Problem statement: Output the data word for word, dropping every image.
>> Begin Source data
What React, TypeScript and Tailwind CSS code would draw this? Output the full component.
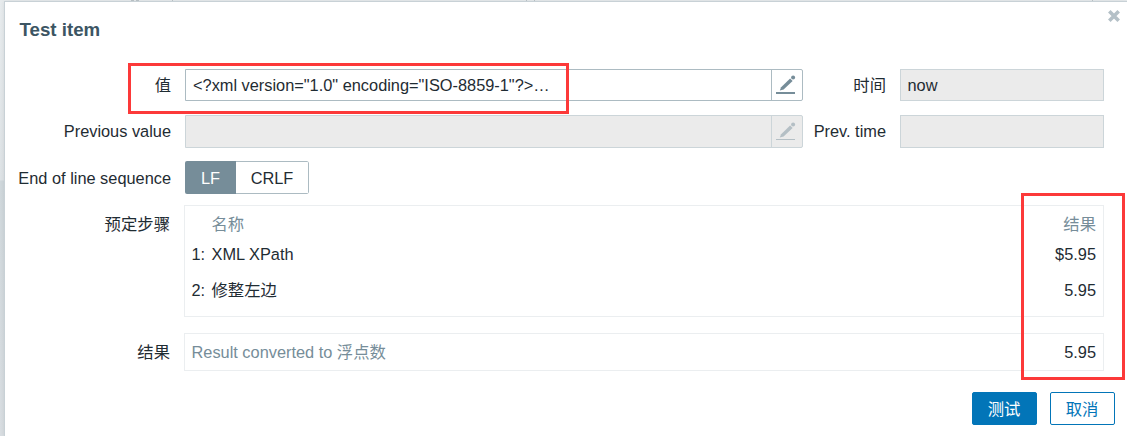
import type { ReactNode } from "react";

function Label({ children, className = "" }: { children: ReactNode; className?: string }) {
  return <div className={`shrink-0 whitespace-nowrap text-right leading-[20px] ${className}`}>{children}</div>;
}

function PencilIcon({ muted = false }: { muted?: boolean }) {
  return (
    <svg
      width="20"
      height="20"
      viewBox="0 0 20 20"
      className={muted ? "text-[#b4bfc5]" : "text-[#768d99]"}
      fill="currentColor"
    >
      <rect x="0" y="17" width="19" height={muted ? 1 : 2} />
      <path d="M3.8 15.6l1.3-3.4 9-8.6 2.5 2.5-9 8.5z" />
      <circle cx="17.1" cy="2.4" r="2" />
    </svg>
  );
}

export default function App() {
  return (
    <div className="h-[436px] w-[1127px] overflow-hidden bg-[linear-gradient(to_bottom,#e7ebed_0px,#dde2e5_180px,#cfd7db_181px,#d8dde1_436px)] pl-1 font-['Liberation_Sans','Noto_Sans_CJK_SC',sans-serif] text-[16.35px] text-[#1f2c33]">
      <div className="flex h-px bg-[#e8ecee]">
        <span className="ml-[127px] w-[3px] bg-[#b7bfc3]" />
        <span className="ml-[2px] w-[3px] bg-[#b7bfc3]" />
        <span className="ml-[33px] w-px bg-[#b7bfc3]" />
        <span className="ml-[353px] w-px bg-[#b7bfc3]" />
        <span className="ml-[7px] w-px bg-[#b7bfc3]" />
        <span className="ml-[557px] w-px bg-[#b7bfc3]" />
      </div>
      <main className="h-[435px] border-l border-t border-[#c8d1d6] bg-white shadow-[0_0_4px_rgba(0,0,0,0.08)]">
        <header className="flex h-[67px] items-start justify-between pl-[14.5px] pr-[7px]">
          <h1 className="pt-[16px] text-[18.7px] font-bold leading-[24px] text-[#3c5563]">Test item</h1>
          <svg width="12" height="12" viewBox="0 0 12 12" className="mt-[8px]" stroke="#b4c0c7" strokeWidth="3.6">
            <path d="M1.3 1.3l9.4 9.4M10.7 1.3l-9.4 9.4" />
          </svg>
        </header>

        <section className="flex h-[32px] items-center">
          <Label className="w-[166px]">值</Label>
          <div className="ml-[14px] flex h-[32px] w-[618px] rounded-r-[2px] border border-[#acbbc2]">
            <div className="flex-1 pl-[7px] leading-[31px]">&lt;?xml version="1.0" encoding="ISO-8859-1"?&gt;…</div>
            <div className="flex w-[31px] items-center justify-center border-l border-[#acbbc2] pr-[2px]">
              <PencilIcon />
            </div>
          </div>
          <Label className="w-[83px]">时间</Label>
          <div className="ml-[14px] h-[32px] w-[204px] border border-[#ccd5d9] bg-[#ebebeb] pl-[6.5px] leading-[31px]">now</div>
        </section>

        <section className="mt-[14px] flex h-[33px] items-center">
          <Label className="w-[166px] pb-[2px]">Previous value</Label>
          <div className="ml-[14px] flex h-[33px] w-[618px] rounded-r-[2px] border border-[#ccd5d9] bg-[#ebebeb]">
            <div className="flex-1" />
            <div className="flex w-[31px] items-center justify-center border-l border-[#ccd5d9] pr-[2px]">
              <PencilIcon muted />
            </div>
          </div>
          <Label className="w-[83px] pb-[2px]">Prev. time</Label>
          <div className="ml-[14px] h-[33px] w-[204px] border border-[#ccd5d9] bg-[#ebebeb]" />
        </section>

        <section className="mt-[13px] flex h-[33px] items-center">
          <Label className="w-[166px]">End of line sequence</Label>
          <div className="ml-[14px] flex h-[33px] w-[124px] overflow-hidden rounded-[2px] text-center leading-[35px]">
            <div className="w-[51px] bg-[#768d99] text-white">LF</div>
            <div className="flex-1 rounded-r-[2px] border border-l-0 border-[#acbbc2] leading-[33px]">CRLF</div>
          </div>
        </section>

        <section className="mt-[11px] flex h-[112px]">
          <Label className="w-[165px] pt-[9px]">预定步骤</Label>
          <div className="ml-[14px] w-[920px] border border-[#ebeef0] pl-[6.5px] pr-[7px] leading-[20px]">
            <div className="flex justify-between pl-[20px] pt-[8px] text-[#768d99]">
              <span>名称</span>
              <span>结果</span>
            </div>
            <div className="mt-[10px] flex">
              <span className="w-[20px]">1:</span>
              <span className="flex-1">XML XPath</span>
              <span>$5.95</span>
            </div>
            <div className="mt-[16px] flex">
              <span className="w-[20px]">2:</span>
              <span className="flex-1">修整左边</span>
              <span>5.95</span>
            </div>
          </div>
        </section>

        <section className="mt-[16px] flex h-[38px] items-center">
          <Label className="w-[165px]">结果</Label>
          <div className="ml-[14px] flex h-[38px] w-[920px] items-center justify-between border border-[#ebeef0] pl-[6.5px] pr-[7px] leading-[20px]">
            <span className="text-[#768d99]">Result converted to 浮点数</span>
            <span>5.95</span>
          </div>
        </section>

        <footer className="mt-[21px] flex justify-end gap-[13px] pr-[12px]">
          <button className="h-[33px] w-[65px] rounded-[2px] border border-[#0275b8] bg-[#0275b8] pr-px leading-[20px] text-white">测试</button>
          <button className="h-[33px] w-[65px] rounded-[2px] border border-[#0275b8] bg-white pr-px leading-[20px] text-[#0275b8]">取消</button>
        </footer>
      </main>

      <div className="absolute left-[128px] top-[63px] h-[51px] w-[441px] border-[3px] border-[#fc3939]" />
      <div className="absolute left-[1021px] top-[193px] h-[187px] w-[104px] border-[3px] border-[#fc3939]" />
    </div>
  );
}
>> End Source data
Finished answer:
What React, TypeScript and Tailwind CSS code would draw this? Output the full component.
import type { ReactNode } from "react";

function Label({ children, className = "" }: { children: ReactNode; className?: string }) {
  return <div className={`shrink-0 whitespace-nowrap text-right leading-[20px] ${className}`}>{children}</div>;
}

function PencilIcon({ muted = false }: { muted?: boolean }) {
  return (
    <svg
      width="20"
      height="20"
      viewBox="0 0 20 20"
      className={muted ? "text-[#b4bfc5]" : "text-[#768d99]"}
      fill="currentColor"
    >
      <rect x="0" y="17" width="19" height={muted ? 1 : 2} />
      <path d="M3.8 15.6l1.3-3.4 9-8.6 2.5 2.5-9 8.5z" />
      <circle cx="17.1" cy="2.4" r="2" />
    </svg>
  );
}

export default function App() {
  return (
    <div className="h-[436px] w-[1127px] overflow-hidden bg-[linear-gradient(to_bottom,#e7ebed_0px,#dde2e5_180px,#cfd7db_181px,#d8dde1_436px)] pl-1 font-['Liberation_Sans','Noto_Sans_CJK_SC',sans-serif] text-[16.35px] text-[#1f2c33]">
      <div className="flex h-px bg-[#e8ecee]">
        <span className="ml-[127px] w-[3px] bg-[#b7bfc3]" />
        <span className="ml-[2px] w-[3px] bg-[#b7bfc3]" />
        <span className="ml-[33px] w-px bg-[#b7bfc3]" />
        <span className="ml-[353px] w-px bg-[#b7bfc3]" />
        <span className="ml-[7px] w-px bg-[#b7bfc3]" />
        <span className="ml-[557px] w-px bg-[#b7bfc3]" />
      </div>
      <main className="h-[435px] border-l border-t border-[#c8d1d6] bg-white shadow-[0_0_4px_rgba(0,0,0,0.08)]">
        <header className="flex h-[67px] items-start justify-between pl-[14.5px] pr-[7px]">
          <h1 className="pt-[16px] text-[18.7px] font-bold leading-[24px] text-[#3c5563]">Test item</h1>
          <svg width="12" height="12" viewBox="0 0 12 12" className="mt-[8px]" stroke="#b4c0c7" strokeWidth="3.6">
            <path d="M1.3 1.3l9.4 9.4M10.7 1.3l-9.4 9.4" />
          </svg>
        </header>

        <section className="flex h-[32px] items-center">
          <Label className="w-[166px]">值</Label>
          <div className="ml-[14px] flex h-[32px] w-[618px] rounded-r-[2px] border border-[#acbbc2]">
            <div className="flex-1 pl-[7px] leading-[31px]">&lt;?xml version="1.0" encoding="ISO-8859-1"?&gt;…</div>
            <div className="flex w-[31px] items-center justify-center border-l border-[#acbbc2] pr-[2px]">
              <PencilIcon />
            </div>
          </div>
          <Label className="w-[83px]">时间</Label>
          <div className="ml-[14px] h-[32px] w-[204px] border border-[#ccd5d9] bg-[#ebebeb] pl-[6.5px] leading-[31px]">now</div>
        </section>

        <section className="mt-[14px] flex h-[33px] items-center">
          <Label className="w-[166px] pb-[2px]">Previous value</Label>
          <div className="ml-[14px] flex h-[33px] w-[618px] rounded-r-[2px] border border-[#ccd5d9] bg-[#ebebeb]">
            <div className="flex-1" />
            <div className="flex w-[31px] items-center justify-center border-l border-[#ccd5d9] pr-[2px]">
              <PencilIcon muted />
            </div>
          </div>
          <Label className="w-[83px] pb-[2px]">Prev. time</Label>
          <div className="ml-[14px] h-[33px] w-[204px] border border-[#ccd5d9] bg-[#ebebeb]" />
        </section>

        <section className="mt-[13px] flex h-[33px] items-center">
          <Label className="w-[166px]">End of line sequence</Label>
          <div className="ml-[14px] flex h-[33px] w-[124px] overflow-hidden rounded-[2px] text-center leading-[35px]">
            <div className="w-[51px] bg-[#768d99] text-white">LF</div>
            <div className="flex-1 rounded-r-[2px] border border-l-0 border-[#acbbc2] leading-[33px]">CRLF</div>
          </div>
        </section>

        <section className="mt-[11px] flex h-[112px]">
          <Label className="w-[165px] pt-[9px]">预定步骤</Label>
          <div className="ml-[14px] w-[920px] border border-[#ebeef0] pl-[6.5px] pr-[7px] leading-[20px]">
            <div className="flex justify-between pl-[20px] pt-[8px] text-[#768d99]">
              <span>名称</span>
              <span>结果</span>
            </div>
            <div className="mt-[10px] flex">
              <span className="w-[20px]">1:</span>
              <span className="flex-1">XML XPath</span>
              <span>$5.95</span>
            </div>
            <div className="mt-[16px] flex">
              <span className="w-[20px]">2:</span>
              <span className="flex-1">修整左边</span>
              <span>5.95</span>
            </div>
          </div>
        </section>

        <section className="mt-[16px] flex h-[38px] items-center">
          <Label className="w-[165px]">结果</Label>
          <div className="ml-[14px] flex h-[38px] w-[920px] items-center justify-between border border-[#ebeef0] pl-[6.5px] pr-[7px] leading-[20px]">
            <span className="text-[#768d99]">Result converted to 浮点数</span>
            <span>5.95</span>
          </div>
        </section>

        <footer className="mt-[21px] flex justify-end gap-[13px] pr-[12px]">
          <button className="h-[33px] w-[65px] rounded-[2px] border border-[#0275b8] bg-[#0275b8] pr-px leading-[20px] text-white">测试</button>
          <button className="h-[33px] w-[65px] rounded-[2px] border border-[#0275b8] bg-white pr-px leading-[20px] text-[#0275b8]">取消</button>
        </footer>
      </main>

      <div className="absolute left-[128px] top-[63px] h-[51px] w-[441px] border-[3px] border-[#fc3939]" />
      <div className="absolute left-[1021px] top-[193px] h-[187px] w-[104px] border-[3px] border-[#fc3939]" />
    </div>
  );
}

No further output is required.